Jorge Enrique Robledo Castillo
Manizales, 15 de Enero de 2001.
En 1996 escribí: “El título de este artículo se refiere, como es obvio, a Julio Mario Santodomingo, Luis Carlos Sarmiento Angulo, Carlos Ardila Lulle y Jorge Enrique Robledo Castillo. Y no se piense que me coloqué de cuarto en la lista por un incontrolable ataque de arribismo o porque me convertí en candidato para una temporada en San Cancio. No. Los lectores que no pierdan la paciencia verán que figuro en el listado con todo derecho, porque tampoco se trata del caso de sumar factores de diferente calidad, lo que los docentes de matemáticas explican como el error de agregar, por ejemplo, papayas y aguacates.
En 1994, los enumerados tuvimos ingresos (ganancias ellos) así: Julio Mario, 254 mil millones de pesos; Luis Carlos, 146 mil millones de pesos; Carlos, 78 mil millones de pesos y yo… mejor no lo confieso, para no someter a escarnio el precario sueldo que recibimos en la Universidad Nacional de Colombia y para no facilitarle una sonrisa burlona a mis malquerientes. Sin embargo, no existe error en el título de este artículo, y no sólo porque los cuatro nacimos en Colombia.
Lo que permite colocar en la misma lista a tres de los mayores magnates del país y a un profesor universitario que vive exclusivamente de su trabajo, es que las viviendas que habitamos los cuatro pertenecen al Estrato Seis en las tablas de las tarifas de los servicios públicos, los gravámenes de valorización y el impuesto predial. Por obra y gracia de un truco casi mágico de quienes gobiernan a Colombia, fui elevado a la categoría de los poseedores de las chequeras mejor dotadas de la nación. No sé cómo agradecerles tan amabilísimo detalle.
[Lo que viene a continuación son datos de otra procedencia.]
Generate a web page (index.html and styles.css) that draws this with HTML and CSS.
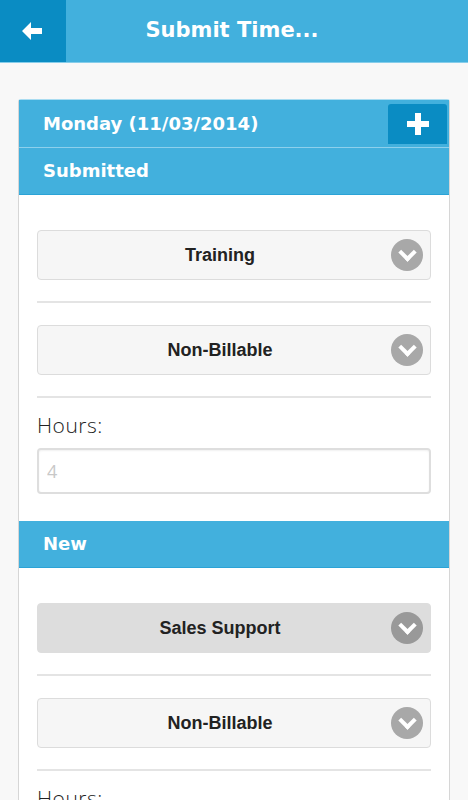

Apenas resta esperar que cuando me acerque a un banco a solicitar un crédito tan abultado como los que consiguen mis pares, el gerente se desviva en atenderme y no me exija garantía distinta a demostrarle que Julio Mario, Luis Carlos, Carlos y yo…”
Esta especie de refrito de un artículo viejo la hago porque lo dicho no sólo no ha perdido su vigencia sino que la ha aumentado, en la medida en que los magnates no han dejado de serlo, en tanto las capas medias del país sí se vienen convirtiendo en una especie en vías de extinción, realidad que no los exime de tener que pagar —en muchos casos con la plata de la comida, la educación y la salud de sus familias— unas tarifas de los servicios públicos confiscatorias, las cuales se justifican por el “crimen” de vivir en los estratos 5 y 6. Si algo requiere de un debate público y de una modificación profunda es el truco de las estratificaciones, uno de los pretextos usados para elevar hasta el absurdo las tarifas en las que se sustentan las privatizaciones neoliberales. ¿No es el modelo de estratificación definido por Planeación Nacional, según la orientación del Fondo Monetario Internacional, un auténtico adefesio? ¿Quién, con tres dedos de frente, puede atreverse a demostrar que por el simple hecho de vivir en el mismo barrio se tiene la misma capacidad de pago? ¿Qué pasa con quienes pierden sus empleos o sus negocios o se jubilan? ¿Con qué sentido de lo democrático puede justificarse que a los de los estratos 5 y 6 les hayan clavado un impuesto del 20 por ciento sobre el costo de sus facturas? ¿No es una forma solapada de notable empobrecimiento que las tarifas lleven más de una década subiendo por encima de la inflación general? ¿No se está demostrando que el mecanismo de defensa ciudadano de consumir menos agua, energía y teléfono sólo termina por facilitarles a los monopolistas los incrementos de las tarifas? ¿Hasta cuándo podrá sostenerse la política de convertir el elemental consumo de los servicios públicos en algo parecido a un lujo que debe ser castigado?
Y con las diferencias del caso —pero agravadas, por supuesto— puede analizarse la situación de los barrios de los estratos 1, 2, 3 y 4, en los cuales también las alzas en las tarifas están haciendo estragos, al quitarle a la gente —y no es una exageración— el pan de la boca.